Because as of next April, my pension could BE a villa! Well, not actually a villa - more an apartment in a small complex with a pool. But in Tuscany. Also I don't have enough, yet. But suddenly it looks as if the dream could become reality in a few years. I once heard on an Oprah Winfrey show the magical phrase "the difference between a dream and a plan is a timeline."

So instread of being either/or it can be both. Thanks to Gordon Brown. That's what I call a new kind of alchemy, commuting leaden old pensions into a golden place where I could have holidays in Italy.

To the Cherwell School last week to take part in a quiz. I was on a team with Linda Newbery and others but we were up against a team with Philip Pullman, Jan Mark and publishers David Fickling and Liz Cross.
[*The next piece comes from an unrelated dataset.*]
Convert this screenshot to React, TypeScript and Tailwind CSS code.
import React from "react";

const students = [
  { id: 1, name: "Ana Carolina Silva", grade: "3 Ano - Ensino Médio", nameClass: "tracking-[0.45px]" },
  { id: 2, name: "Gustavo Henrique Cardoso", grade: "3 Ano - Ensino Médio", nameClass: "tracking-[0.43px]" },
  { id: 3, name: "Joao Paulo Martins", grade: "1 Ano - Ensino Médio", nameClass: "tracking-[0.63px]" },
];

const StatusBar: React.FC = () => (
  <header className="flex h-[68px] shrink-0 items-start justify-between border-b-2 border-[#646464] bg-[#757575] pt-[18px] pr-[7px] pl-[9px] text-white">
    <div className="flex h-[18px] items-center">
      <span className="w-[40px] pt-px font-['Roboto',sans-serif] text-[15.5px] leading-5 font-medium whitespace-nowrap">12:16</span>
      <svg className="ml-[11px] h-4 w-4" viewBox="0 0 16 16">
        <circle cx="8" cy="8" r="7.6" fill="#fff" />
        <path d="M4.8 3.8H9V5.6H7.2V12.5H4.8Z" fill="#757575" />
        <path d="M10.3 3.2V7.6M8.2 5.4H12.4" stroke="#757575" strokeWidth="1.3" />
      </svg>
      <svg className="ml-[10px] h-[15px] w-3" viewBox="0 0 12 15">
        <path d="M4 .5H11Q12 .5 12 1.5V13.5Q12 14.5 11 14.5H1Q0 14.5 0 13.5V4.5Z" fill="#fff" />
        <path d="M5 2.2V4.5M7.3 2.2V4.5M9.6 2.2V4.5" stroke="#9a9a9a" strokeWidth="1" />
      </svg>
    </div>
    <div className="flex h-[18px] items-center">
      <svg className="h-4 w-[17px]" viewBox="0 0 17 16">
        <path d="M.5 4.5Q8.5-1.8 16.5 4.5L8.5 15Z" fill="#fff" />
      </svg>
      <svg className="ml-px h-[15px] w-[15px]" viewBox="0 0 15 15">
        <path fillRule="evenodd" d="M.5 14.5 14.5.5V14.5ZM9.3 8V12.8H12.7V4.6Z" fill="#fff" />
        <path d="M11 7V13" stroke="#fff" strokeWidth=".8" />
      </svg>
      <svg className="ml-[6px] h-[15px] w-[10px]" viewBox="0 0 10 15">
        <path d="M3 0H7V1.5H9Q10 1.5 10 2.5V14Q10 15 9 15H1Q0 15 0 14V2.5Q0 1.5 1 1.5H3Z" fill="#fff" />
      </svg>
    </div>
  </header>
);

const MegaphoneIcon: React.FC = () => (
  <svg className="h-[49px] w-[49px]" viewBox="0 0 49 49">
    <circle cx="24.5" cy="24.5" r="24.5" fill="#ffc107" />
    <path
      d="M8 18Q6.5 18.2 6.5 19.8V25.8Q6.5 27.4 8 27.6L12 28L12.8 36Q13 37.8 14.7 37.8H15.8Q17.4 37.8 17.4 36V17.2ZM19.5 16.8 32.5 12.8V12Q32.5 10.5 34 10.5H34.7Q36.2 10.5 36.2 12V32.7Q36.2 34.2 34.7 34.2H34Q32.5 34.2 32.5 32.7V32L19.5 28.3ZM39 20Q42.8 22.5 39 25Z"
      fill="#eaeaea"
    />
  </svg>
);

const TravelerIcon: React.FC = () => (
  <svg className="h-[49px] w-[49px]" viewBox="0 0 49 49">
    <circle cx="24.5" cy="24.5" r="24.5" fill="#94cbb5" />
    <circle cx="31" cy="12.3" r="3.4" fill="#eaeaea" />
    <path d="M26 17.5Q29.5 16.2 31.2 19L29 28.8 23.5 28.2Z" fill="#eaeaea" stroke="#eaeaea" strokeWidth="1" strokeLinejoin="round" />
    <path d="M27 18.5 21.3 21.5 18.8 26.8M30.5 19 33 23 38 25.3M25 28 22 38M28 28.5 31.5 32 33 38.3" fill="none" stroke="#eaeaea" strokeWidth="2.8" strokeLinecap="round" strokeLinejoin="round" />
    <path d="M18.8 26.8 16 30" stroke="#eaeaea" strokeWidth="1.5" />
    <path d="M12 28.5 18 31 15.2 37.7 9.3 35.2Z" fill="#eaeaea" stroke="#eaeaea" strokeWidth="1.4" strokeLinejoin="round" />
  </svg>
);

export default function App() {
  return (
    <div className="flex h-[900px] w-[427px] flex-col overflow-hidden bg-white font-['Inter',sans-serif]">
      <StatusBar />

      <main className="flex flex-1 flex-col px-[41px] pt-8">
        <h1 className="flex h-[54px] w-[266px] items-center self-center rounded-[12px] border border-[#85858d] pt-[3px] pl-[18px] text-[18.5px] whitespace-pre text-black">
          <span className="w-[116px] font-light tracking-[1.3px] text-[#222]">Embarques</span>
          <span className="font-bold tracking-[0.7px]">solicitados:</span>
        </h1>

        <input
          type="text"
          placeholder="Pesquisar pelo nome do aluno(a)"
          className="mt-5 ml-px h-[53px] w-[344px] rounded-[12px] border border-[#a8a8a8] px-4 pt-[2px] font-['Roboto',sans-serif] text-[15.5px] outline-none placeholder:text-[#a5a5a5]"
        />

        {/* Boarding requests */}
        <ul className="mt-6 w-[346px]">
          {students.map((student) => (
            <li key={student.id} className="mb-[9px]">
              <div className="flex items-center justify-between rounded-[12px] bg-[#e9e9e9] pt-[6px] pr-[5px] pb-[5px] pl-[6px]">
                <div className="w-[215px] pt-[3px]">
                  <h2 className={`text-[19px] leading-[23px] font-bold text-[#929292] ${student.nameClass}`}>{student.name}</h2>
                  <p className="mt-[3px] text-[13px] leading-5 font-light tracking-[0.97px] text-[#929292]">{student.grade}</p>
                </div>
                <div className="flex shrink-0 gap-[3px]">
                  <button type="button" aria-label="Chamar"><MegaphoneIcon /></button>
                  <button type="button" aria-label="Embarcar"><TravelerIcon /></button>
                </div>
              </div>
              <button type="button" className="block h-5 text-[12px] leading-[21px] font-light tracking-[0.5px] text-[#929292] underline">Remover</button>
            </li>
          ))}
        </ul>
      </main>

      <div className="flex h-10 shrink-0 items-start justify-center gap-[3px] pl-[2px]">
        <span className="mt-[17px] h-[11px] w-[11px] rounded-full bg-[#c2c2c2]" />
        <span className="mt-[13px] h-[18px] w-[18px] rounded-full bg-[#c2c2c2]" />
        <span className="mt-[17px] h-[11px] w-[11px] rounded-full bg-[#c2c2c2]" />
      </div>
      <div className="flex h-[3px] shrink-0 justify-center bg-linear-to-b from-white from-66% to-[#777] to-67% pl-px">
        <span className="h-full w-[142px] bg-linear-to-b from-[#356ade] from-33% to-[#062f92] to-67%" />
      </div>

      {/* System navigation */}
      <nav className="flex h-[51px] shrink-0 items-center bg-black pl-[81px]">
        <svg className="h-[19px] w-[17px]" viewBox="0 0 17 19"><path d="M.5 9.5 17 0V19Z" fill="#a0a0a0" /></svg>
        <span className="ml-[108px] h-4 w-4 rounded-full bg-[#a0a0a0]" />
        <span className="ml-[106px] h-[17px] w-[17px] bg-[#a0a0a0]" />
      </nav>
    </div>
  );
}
However there was one glorious point when our team, the Senior Moments, was in the lead. That was before the round on Sport. Philip's team, the Tottenham Hotpants, won by a small margin and we were 6th out of 22. It was a good cause: to send to New Zealand the team for Cherwell that had won the UK section of the Kids Lit Quiz, started in NZ. They will compete there in the finals.
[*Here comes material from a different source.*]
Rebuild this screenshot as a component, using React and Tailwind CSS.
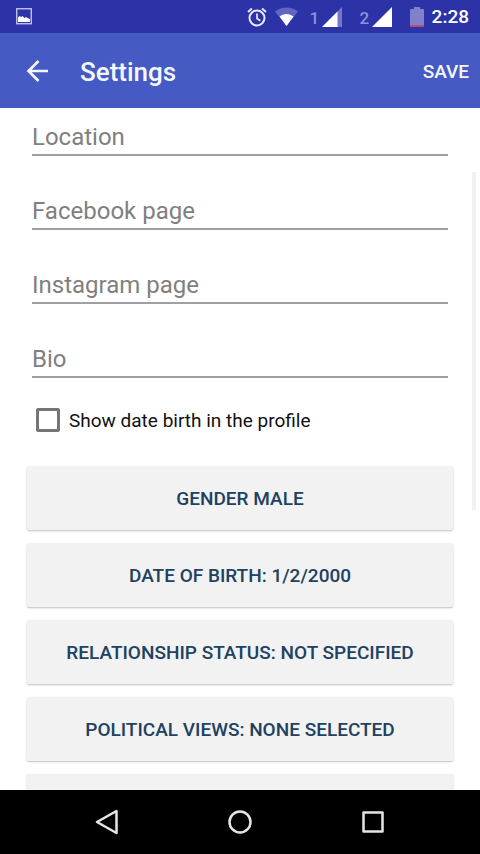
const fields = [
  { id: 'location', label: 'Location' },
  { id: 'facebook', label: 'Facebook page' },
  { id: 'instagram', label: 'Instagram page' },
  { id: 'bio', label: 'Bio' },
];

const options = [
  'Gender Male',
  'Date of birth: 1/2/2000',
  'Relationship status: Not specified',
  'Political views: None selected',
];

function PictureIcon() {
  return (
    <svg width="16" height="17" viewBox="0 0 16 17" aria-hidden="true">
      <rect x="0.75" y="0.75" width="14.5" height="15" fill="none" stroke="#c9cdf0" strokeWidth="1.3" />
      <path d="M2 14V9.500l1.500-1.500 1.500 1L6.500 8l2 2 1.500-1 1.500 1 2.500 1v3z" fill="#fff" />
    </svg>
  );
}

function AlarmIcon() {
  return (
    <svg width="20" height="20" viewBox="0 0 20 20" fill="none" stroke="#e8eaff" aria-hidden="true">
      <circle cx="10" cy="11" r="7.5" strokeWidth="2" />
      <path d="M10 6.5v5l3.4 2.2" strokeWidth="1.7" />
      <path d="M1 5l4-3.5M19 5l-4-3.5" strokeWidth="2" />
    </svg>
  );
}

function WifiIcon() {
  return (
    <svg width="23" height="19" viewBox="0 0 23 19" aria-hidden="true">
      <path d="M0 4.5C6.5-1 16.5-1 23 4.5L11.5 19z" fill="#6065c4" />
      <path d="M4.500 9.600c4-3.600 10-3.600 14 0L11.500 19z" fill="#fff" />
    </svg>
  );
}

function SignalIcon({ full }) {
  return (
    <svg width="20" height="20" viewBox="0 0 20 20" aria-hidden="true">
      <path d="M20 0v20H0z" fill={full ? '#fff' : '#7277cb'} />
      {!full && <path d="M15.500 4.500V20H0z" fill="#fff" />}
    </svg>
  );
}

function BatteryIcon() {
  return (
    <svg width="14" height="20" viewBox="0 0 14 20" aria-hidden="true">
      <path d="M4 0h6v2h3q1 0 1 1v15H0V3q0-1 1-1h3z" fill="#7f82cb" />
      <path d="M0 18h14v1q0 1-1 1H1q-1 0-1-1z" fill="#b4526e" />
    </svg>
  );
}

function StatusBar() {
  return (
    <div className="flex h-[33px] shrink-0 items-center justify-between bg-[#2c33a7] pr-[11px] pl-4 text-white">
      <PictureIcon />
      <div className="flex items-center">
        <AlarmIcon />
        <div className="ml-2 flex"><WifiIcon /></div>
        <div className="ml-3 flex items-center gap-1">
          <span className="w-2 pt-0.5 text-[17px] leading-6 font-medium text-[#8d91dc]">1</span>
          <SignalIcon />
        </div>
        <div className="ml-[18px] flex items-center gap-1">
          <span className="w-2 pt-0.5 text-[17px] leading-6 font-medium text-[#8d91dc]">2</span>
          <SignalIcon full />
        </div>
        <div className="mr-2 ml-[18px] flex"><BatteryIcon /></div>
        <span className="text-[19px] leading-6 font-medium">2:28</span>
      </div>
    </div>
  );
}

function Header() {
  return (
    <header className="flex h-[75px] shrink-0 items-center bg-[#455bc3] pr-[11px] pl-6 text-[#f4f7ff]">
      <button type="button" aria-label="Back" className="flex w-14 items-center">
        <svg width="26" height="26" viewBox="0 0 26 26" fill="none" stroke="#f4f7ff" strokeWidth="2.600" aria-hidden="true">
          <path d="M24 13H5M14.500 3l-10 10 10 10" />
        </svg>
      </button>
      <h1 className="pt-0.5 text-[26px] leading-8 font-medium">Settings</h1>
      <button type="button" className="ml-auto pt-0.5 text-[19px] leading-6 font-medium uppercase">Save</button>
    </header>
  );
}

function NavBar() {
  return (
    <nav className="flex h-16 shrink-0 items-center justify-center gap-[109px] bg-black">
      <button type="button" aria-label="Back">
        <svg width="24" height="26" viewBox="0 0 24 26" fill="none" stroke="#e6e6e6" strokeWidth="2.500" strokeLinejoin="round" aria-hidden="true">
          <path d="M21.500 2v22L2 13z" />
        </svg>
      </button>
      <button type="button" aria-label="Home">
        <svg width="24" height="24" viewBox="0 0 24 24" fill="none" stroke="#e6e6e6" strokeWidth="2.500" aria-hidden="true">
          <circle cx="12" cy="12" r="10.500" />
        </svg>
      </button>
      <button type="button" aria-label="Recent apps">
        <svg width="24" height="24" viewBox="0 0 24 24" fill="none" stroke="#e6e6e6" strokeWidth="2.500" strokeLinejoin="round" aria-hidden="true">
          <rect x="2.500" y="2.500" width="19" height="19" />
        </svg>
      </button>
    </nav>
  );
}

const optionClass =
  'h-16 shrink-0 rounded-xs bg-[#f2f2f2] pt-0.5 text-[19px] leading-6 font-medium text-[#20415f] uppercase shadow-[0_1px_2px_rgba(0,0,0,0.25)]';

export default function App() {
  return (
    <div className="flex h-screen flex-col bg-white font-[Roboto,sans-serif]">
      <StatusBar />
      <Header />
      <main className="relative min-h-0 flex-1 overflow-hidden">
        <form className="pt-3">
          <div className="flex flex-col gap-[38px] px-8">
            {fields.map(({ id, label }) => (
              <input
                key={id}
                id={id}
                type="text"
                aria-label={label}
                placeholder={label}
                className="h-9 w-full border-b-2 border-[#a0a0a0] text-2xl text-black outline-none placeholder:text-[#808080]"
              />
            ))}
          </div>
          <label className="mt-[30px] flex h-6 items-center gap-[9px] px-9 text-[19px] leading-6 text-[#111]">
            <input type="checkbox" className="size-6 appearance-none rounded-xs border-[3px] border-[#757575] checked:bg-[#757575]" />
            <span className="pt-0.5">Show date birth in the profile</span>
          </label>
          <div className="mt-[34px] flex flex-col gap-[13px] px-[27px]">
            {options.map((text) => (
              <button key={text} type="button" className={optionClass}>{text}</button>
            ))}
            <button type="button" aria-label="More options" className={optionClass} />
          </div>
        </form>
        <div className="absolute top-16 right-1 h-[338px] w-1 bg-[#f0f0f0]" />
      </main>
      <NavBar />
    </div>
  );
}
Then there was Easter, which contained a lot of food and a big family party. Amazingly there were more males than females for once.

This weekend's event was the FCBG conference in Hatfield. I was on a panel discussing fantasy with Chris d'Lacey and Catherine Fisher. Loads of people I knew were there - lots of SAS members as well as some of the original Northern Lights group from London days, like Ann Jungman and Jane Ray. I stayed the night before with old friends in St Albans who have two cats (half-Bengal). They weren't cuddleable but allowed lots of stroking, which was balm to the heart.

On Sunday we constructed the swing seat I had bought for the garden. This is part of a plan to write outdoors on my laptop over the warmer months. Plan thwarted this morning by solid downpour of rain. The seat cushions are all on my study floor, making a phantom sofa.

More Alchemy needed or a least a bit of weathermagery.